* Problem statement
In your copy, repeat the records exactly and leave out the pictures.

* Supplied material
###
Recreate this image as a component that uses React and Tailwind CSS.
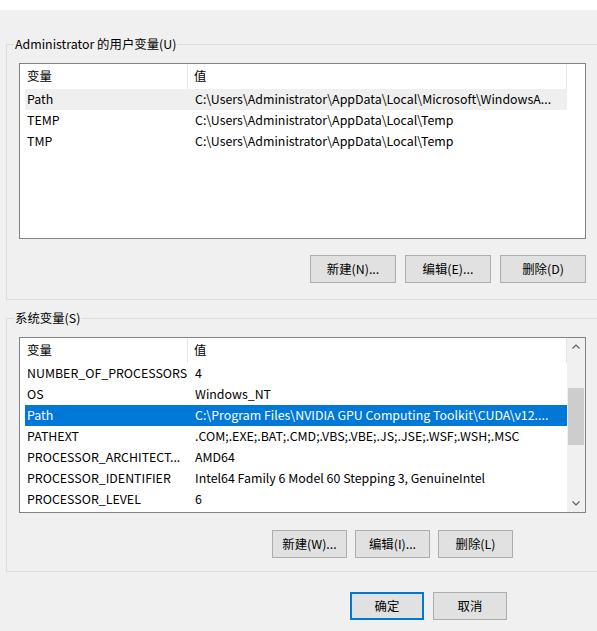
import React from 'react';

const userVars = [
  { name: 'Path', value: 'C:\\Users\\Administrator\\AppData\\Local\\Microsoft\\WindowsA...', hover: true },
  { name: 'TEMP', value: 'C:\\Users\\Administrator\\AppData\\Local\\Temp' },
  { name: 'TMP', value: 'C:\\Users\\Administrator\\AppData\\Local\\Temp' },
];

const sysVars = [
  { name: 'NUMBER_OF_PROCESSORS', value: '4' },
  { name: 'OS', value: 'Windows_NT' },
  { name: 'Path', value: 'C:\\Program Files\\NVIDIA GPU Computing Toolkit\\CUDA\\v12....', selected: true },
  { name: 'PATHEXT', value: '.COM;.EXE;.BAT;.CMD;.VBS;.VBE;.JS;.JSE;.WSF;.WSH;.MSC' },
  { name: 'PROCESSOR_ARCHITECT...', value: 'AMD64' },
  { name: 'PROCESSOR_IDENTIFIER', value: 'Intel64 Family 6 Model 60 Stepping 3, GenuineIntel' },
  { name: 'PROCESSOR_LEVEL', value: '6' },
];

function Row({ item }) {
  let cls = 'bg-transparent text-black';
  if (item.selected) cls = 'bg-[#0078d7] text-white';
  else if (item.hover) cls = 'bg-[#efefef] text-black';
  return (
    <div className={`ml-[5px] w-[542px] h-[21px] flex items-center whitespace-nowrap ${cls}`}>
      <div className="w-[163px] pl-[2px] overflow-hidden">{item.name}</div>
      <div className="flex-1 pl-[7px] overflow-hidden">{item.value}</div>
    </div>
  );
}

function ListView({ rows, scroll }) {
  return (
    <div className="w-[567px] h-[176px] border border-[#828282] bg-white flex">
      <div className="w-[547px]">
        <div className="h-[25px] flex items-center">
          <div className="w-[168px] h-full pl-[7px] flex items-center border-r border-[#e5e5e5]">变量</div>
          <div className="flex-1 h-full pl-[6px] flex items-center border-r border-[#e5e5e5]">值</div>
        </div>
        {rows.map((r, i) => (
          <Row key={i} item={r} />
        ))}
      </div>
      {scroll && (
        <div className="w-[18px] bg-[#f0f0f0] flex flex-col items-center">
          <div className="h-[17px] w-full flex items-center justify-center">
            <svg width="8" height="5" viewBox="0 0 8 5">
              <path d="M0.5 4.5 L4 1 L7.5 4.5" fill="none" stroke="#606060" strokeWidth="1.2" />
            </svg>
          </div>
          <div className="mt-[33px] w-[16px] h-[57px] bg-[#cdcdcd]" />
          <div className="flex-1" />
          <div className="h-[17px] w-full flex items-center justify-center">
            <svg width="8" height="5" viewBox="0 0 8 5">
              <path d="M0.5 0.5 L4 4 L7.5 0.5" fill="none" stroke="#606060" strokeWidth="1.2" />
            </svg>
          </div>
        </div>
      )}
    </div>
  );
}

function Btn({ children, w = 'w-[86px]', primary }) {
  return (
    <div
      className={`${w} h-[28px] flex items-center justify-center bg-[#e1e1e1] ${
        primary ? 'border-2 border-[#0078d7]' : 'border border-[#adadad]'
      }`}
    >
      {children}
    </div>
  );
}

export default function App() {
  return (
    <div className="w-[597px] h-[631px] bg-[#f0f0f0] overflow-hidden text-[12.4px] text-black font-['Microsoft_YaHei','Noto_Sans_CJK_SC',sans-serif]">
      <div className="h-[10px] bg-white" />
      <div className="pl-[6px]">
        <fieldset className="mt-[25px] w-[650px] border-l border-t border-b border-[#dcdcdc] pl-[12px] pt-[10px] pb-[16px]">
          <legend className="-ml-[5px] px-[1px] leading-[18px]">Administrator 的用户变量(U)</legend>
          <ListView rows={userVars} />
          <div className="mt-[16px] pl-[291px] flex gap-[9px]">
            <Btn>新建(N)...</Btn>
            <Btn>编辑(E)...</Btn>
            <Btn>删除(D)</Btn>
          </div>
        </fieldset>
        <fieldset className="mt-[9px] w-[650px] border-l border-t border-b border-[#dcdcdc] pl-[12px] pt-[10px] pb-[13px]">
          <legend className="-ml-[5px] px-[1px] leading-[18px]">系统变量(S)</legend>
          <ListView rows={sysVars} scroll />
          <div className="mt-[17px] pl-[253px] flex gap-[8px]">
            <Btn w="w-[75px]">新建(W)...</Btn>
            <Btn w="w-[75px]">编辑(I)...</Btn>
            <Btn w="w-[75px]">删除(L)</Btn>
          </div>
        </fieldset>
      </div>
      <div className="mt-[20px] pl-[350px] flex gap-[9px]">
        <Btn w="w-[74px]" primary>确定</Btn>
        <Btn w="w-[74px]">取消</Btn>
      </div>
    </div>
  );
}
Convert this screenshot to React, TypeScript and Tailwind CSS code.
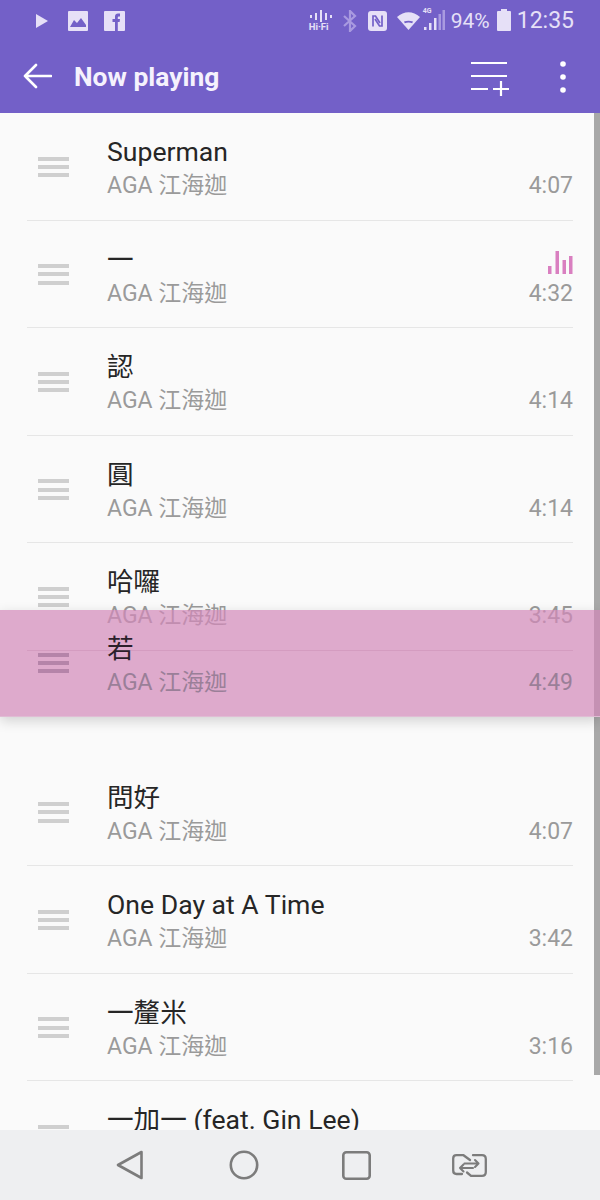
###
* Full response
Recreate this image as a component that uses React and Tailwind CSS.
import React from 'react';

const userVars = [
  { name: 'Path', value: 'C:\\Users\\Administrator\\AppData\\Local\\Microsoft\\WindowsA...', hover: true },
  { name: 'TEMP', value: 'C:\\Users\\Administrator\\AppData\\Local\\Temp' },
  { name: 'TMP', value: 'C:\\Users\\Administrator\\AppData\\Local\\Temp' },
];

const sysVars = [
  { name: 'NUMBER_OF_PROCESSORS', value: '4' },
  { name: 'OS', value: 'Windows_NT' },
  { name: 'Path', value: 'C:\\Program Files\\NVIDIA GPU Computing Toolkit\\CUDA\\v12....', selected: true },
  { name: 'PATHEXT', value: '.COM;.EXE;.BAT;.CMD;.VBS;.VBE;.JS;.JSE;.WSF;.WSH;.MSC' },
  { name: 'PROCESSOR_ARCHITECT...', value: 'AMD64' },
  { name: 'PROCESSOR_IDENTIFIER', value: 'Intel64 Family 6 Model 60 Stepping 3, GenuineIntel' },
  { name: 'PROCESSOR_LEVEL', value: '6' },
];

function Row({ item }) {
  let cls = 'bg-transparent text-black';
  if (item.selected) cls = 'bg-[#0078d7] text-white';
  else if (item.hover) cls = 'bg-[#efefef] text-black';
  return (
    <div className={`ml-[5px] w-[542px] h-[21px] flex items-center whitespace-nowrap ${cls}`}>
      <div className="w-[163px] pl-[2px] overflow-hidden">{item.name}</div>
      <div className="flex-1 pl-[7px] overflow-hidden">{item.value}</div>
    </div>
  );
}

function ListView({ rows, scroll }) {
  return (
    <div className="w-[567px] h-[176px] border border-[#828282] bg-white flex">
      <div className="w-[547px]">
        <div className="h-[25px] flex items-center">
          <div className="w-[168px] h-full pl-[7px] flex items-center border-r border-[#e5e5e5]">变量</div>
          <div className="flex-1 h-full pl-[6px] flex items-center border-r border-[#e5e5e5]">值</div>
        </div>
        {rows.map((r, i) => (
          <Row key={i} item={r} />
        ))}
      </div>
      {scroll && (
        <div className="w-[18px] bg-[#f0f0f0] flex flex-col items-center">
          <div className="h-[17px] w-full flex items-center justify-center">
            <svg width="8" height="5" viewBox="0 0 8 5">
              <path d="M0.5 4.5 L4 1 L7.5 4.5" fill="none" stroke="#606060" strokeWidth="1.2" />
            </svg>
          </div>
          <div className="mt-[33px] w-[16px] h-[57px] bg-[#cdcdcd]" />
          <div className="flex-1" />
          <div className="h-[17px] w-full flex items-center justify-center">
            <svg width="8" height="5" viewBox="0 0 8 5">
              <path d="M0.5 0.5 L4 4 L7.5 0.5" fill="none" stroke="#606060" strokeWidth="1.2" />
            </svg>
          </div>
        </div>
      )}
    </div>
  );
}

function Btn({ children, w = 'w-[86px]', primary }) {
  return (
    <div
      className={`${w} h-[28px] flex items-center justify-center bg-[#e1e1e1] ${
        primary ? 'border-2 border-[#0078d7]' : 'border border-[#adadad]'
      }`}
    >
      {children}
    </div>
  );
}

export default function App() {
  return (
    <div className="w-[597px] h-[631px] bg-[#f0f0f0] overflow-hidden text-[12.4px] text-black font-['Microsoft_YaHei','Noto_Sans_CJK_SC',sans-serif]">
      <div className="h-[10px] bg-white" />
      <div className="pl-[6px]">
        <fieldset className="mt-[25px] w-[650px] border-l border-t border-b border-[#dcdcdc] pl-[12px] pt-[10px] pb-[16px]">
          <legend className="-ml-[5px] px-[1px] leading-[18px]">Administrator 的用户变量(U)</legend>
          <ListView rows={userVars} />
          <div className="mt-[16px] pl-[291px] flex gap-[9px]">
            <Btn>新建(N)...</Btn>
            <Btn>编辑(E)...</Btn>
            <Btn>删除(D)</Btn>
          </div>
        </fieldset>
        <fieldset className="mt-[9px] w-[650px] border-l border-t border-b border-[#dcdcdc] pl-[12px] pt-[10px] pb-[13px]">
          <legend className="-ml-[5px] px-[1px] leading-[18px]">系统变量(S)</legend>
          <ListView rows={sysVars} scroll />
          <div className="mt-[17px] pl-[253px] flex gap-[8px]">
            <Btn w="w-[75px]">新建(W)...</Btn>
            <Btn w="w-[75px]">编辑(I)...</Btn>
            <Btn w="w-[75px]">删除(L)</Btn>
          </div>
        </fieldset>
      </div>
      <div className="mt-[20px] pl-[350px] flex gap-[9px]">
        <Btn w="w-[74px]" primary>确定</Btn>
        <Btn w="w-[74px]">取消</Btn>
      </div>
    </div>
  );
}
Convert this screenshot to React, TypeScript and Tailwind CSS code.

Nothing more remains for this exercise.